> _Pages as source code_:
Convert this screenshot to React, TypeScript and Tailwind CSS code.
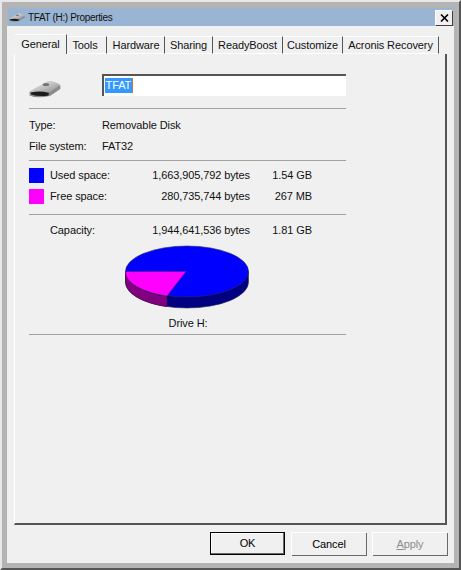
const tabs = [
  { label: "General", width: "w-[52px]", active: true },
  { label: "Tools", width: "w-[40px] pr-[3px]" },
  { label: "Hardware", width: "w-[58px] pl-[1px]" },
  { label: "Sharing", width: "w-[48px]" },
  { label: "ReadyBoost", width: "w-[70px]" },
  { label: "Customize", width: "w-[60px]" },
  { label: "Acronis Recovery", width: "w-[96px]" },
];

const spaceRows = [
  { label: "Used space:", swatch: "bg-[#0000ff]", bytes: "1,663,905,792 bytes", size: "1.54 GB" },
  { label: "Free space:", swatch: "bg-[#ff00ff]", bytes: "280,735,744 bytes", size: "267 MB" },
];

function DriveIcon({ className, id }: { className: string; id: string }) {
  return (
    <svg viewBox="0 0 32 18" className={className}>
      <defs>
        <linearGradient id={id} x1="0" y1="0" x2="1" y2="1">
          <stop offset="0" stopColor="#f6f6f6" />
          <stop offset="1" stopColor="#8a8a8a" />
        </linearGradient>
      </defs>
      <path d="M0.5 12 L19 1.5 Q25 1 31.5 5.5 L31.5 9 L21 16 Q8 19 0.5 15.5 Z" fill="#8c8c8c" />
      <path d="M0.5 11.5 L19 1 Q25 0.5 31.5 5 L21 12 Q8 14 0.5 11.5 Z" fill={`url(#${id})`} />
      <path d="M2 12.5 Q11 10.5 20 13 L19.5 15.5 Q10 17 2 14.5 Z" fill="#1c1c1c" />
      <ellipse cx="17" cy="4.5" rx="3.2" ry="1.6" fill="#727272" />
    </svg>
  );
}

function PieChart() {
  return (
    <svg viewBox="0 0 124 64" className="h-[64px] w-[124px]">
      <path
        d="M0.5 26.5 L0.5 37 A61.5 26 0 0 0 123.5 37 L123.5 26.5 Z"
        fill="#000080"
        stroke="#2a2a55"
        strokeWidth="0.6"
      />
      <path
        d="M0.5 26.5 L0.5 37 A61.5 26 0 0 0 42 61.7 L42 51.5 A61.5 26 0 0 1 0.5 26.5 Z"
        fill="#800080"
        stroke="#3a103a"
        strokeWidth="0.6"
      />
      <ellipse cx="62" cy="26.5" rx="61.5" ry="25.5" fill="#0000ff" stroke="#2a2a55" strokeWidth="0.6" />
      <path d="M61 26.5 L0.5 26.5 A61.5 25.5 0 0 0 42 51 Z" fill="#ff00ff" stroke="#5a1a5a" strokeWidth="0.5" />
    </svg>
  );
}

function Divider() {
  return <div className="h-px w-full bg-[#a0a0a0]" />;
}

function DialogButton({ label, isDefault, disabled }: { label: string; isDefault?: boolean; disabled?: boolean }) {
  const border = isDefault
    ? "border border-black shadow-[inset_-1px_-1px_0_#696969,inset_1px_1px_0_#fff]"
    : "border-t border-l border-white shadow-[1px_1px_0_#696969]";
  return (
    <div
      className={`flex h-[23px] w-[75px] items-center justify-center bg-[#f0f0f0] ${border} ${
        disabled ? "text-[#8d8d8d]" : "text-black"
      }`}
    >
      {label === "Apply" ? (
        <span>
          <span className="underline">A</span>pply
        </span>
      ) : (
        label
      )}
    </div>
  );
}

export default function App() {
  return (
    <div className="h-[570px] w-[461px] overflow-hidden border-2 border-t-[#e8e8e8] border-r-[#555555] border-b-[#555555] border-l-[#e8e8e8] bg-[#b4b4b4] px-[5px] pt-[6px] font-['Liberation_Sans',sans-serif] text-[11px] tracking-[-0.1px] text-[#111]">
      <div className="mx-[1px] flex h-[18px] items-center bg-[#9ab5d3] pl-[1px] pr-[1px]">
        <DriveIcon id="titleDrive" className="h-[9px] w-[16px]" />
        <span className="ml-[3px] text-[10px] tracking-[-0.35px] text-[#111]">TFAT (H:) Properties</span>
        <div className="ml-auto flex h-[15px] w-[17px] items-center justify-center border-t border-l border-white bg-[#f0f0f0] shadow-[1px_1px_0_#404040]">
          <svg viewBox="0 0 9 8" className="h-[8px] w-[9px]">
            <path d="M1 0.5 L8 7.5 M8 0.5 L1 7.5" stroke="#000" strokeWidth="1.6" />
          </svg>
        </div>
      </div>

      <div className="h-[537px] bg-[#f0f0f0] pl-[7px] pt-[8px]">
        <div className="ml-[1px] flex h-[20px] items-end">
          {tabs.map((tab) => (
            <div
              key={tab.label}
              className={`flex items-center justify-center whitespace-nowrap border-t border-r border-t-white border-r-[#555555] ${tab.width} ${
                tab.active ? "h-[20px]" : "h-[18px] border-b border-b-white"
              }`}
            >
              {tab.label}
            </div>
          ))}
        </div>

        <div className="h-[471px] w-[433px] border-r-2 border-b-2 border-l border-r-[#555555] border-b-[#555555] border-l-white pl-[14px] pt-[20px]">
          <div className="w-[317px]">
            <div className="flex h-[34px] items-start">
              <DriveIcon id="bigDrive" className="mt-[6px] h-[18px] w-[32px]" />
              <div className="ml-[41px] h-[22px] w-[245px] border-t-2 border-l-2 border-t-[#555555] border-l-[#555555] bg-white pl-[1px] pt-[1px]">
                <span className="inline-block h-[15px] w-[28px] border-r border-r-[#c47a30] bg-[#3399ff] text-center leading-[15px] text-white">
                  TFAT
                </span>
              </div>
            </div>
            <Divider />

            <div className="flex h-[24px] items-end">
              <span className="w-[73px]">Type:</span>
              <span>Removable Disk</span>
            </div>
            <div className="flex h-[21px] items-end">
              <span className="w-[73px]">File system:</span>
              <span>FAT32</span>
            </div>
            <div className="h-[6px]" />
            <Divider />

            <div className="flex flex-col gap-[6px] pt-[7px]">
              {spaceRows.map((row) => (
                <div key={row.label} className="flex h-[15px] items-center">
                  <span className={`h-[15px] w-[15px] ${row.swatch}`} />
                  <span className="ml-[6px] w-[80px]">{row.label}</span>
                  <span className="w-[120px] text-right">{row.bytes}</span>
                  <span className="w-[62px] text-right">{row.size}</span>
                </div>
              ))}
            </div>
            <div className="h-[10px]" />
            <Divider />

            <div className="flex h-[30px] items-center pt-[1px]">
              <span className="ml-[21px] w-[80px]">Capacity:</span>
              <span className="w-[120px] text-right">1,944,641,536 bytes</span>
              <span className="w-[62px] text-right">1.81 GB</span>
            </div>

            <div className="flex justify-center pr-[2px]">
              <PieChart />
            </div>
            <div className="flex h-[25px] items-center justify-center pl-[1px] pt-[4px]">Drive H:</div>
            <Divider />
          </div>
        </div>

        <div className="flex justify-end gap-[6px] pr-[7px] pt-[7px]">
          <DialogButton label="OK" isDefault />
          <DialogButton label="Cancel" />
          <DialogButton label="Apply" disabled />
        </div>
      </div>
    </div>
  );
}
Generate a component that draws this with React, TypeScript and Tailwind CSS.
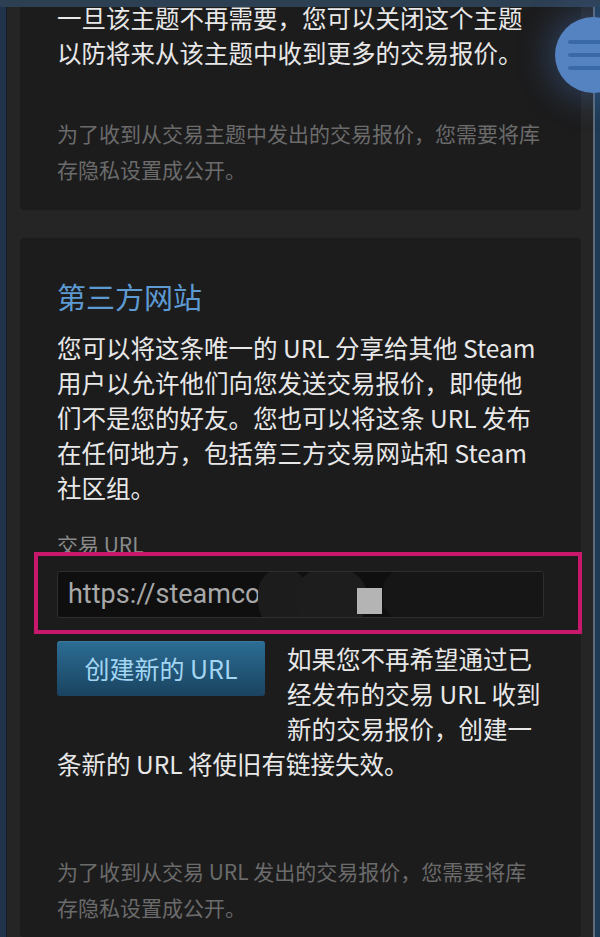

> _Problem to solve_: Track down all lines above with the string "TypeScript" and copy them.

> _Right answer_:
Convert this screenshot to React, TypeScript and Tailwind CSS code.
Generate a component that draws this with React, TypeScript and Tailwind CSS.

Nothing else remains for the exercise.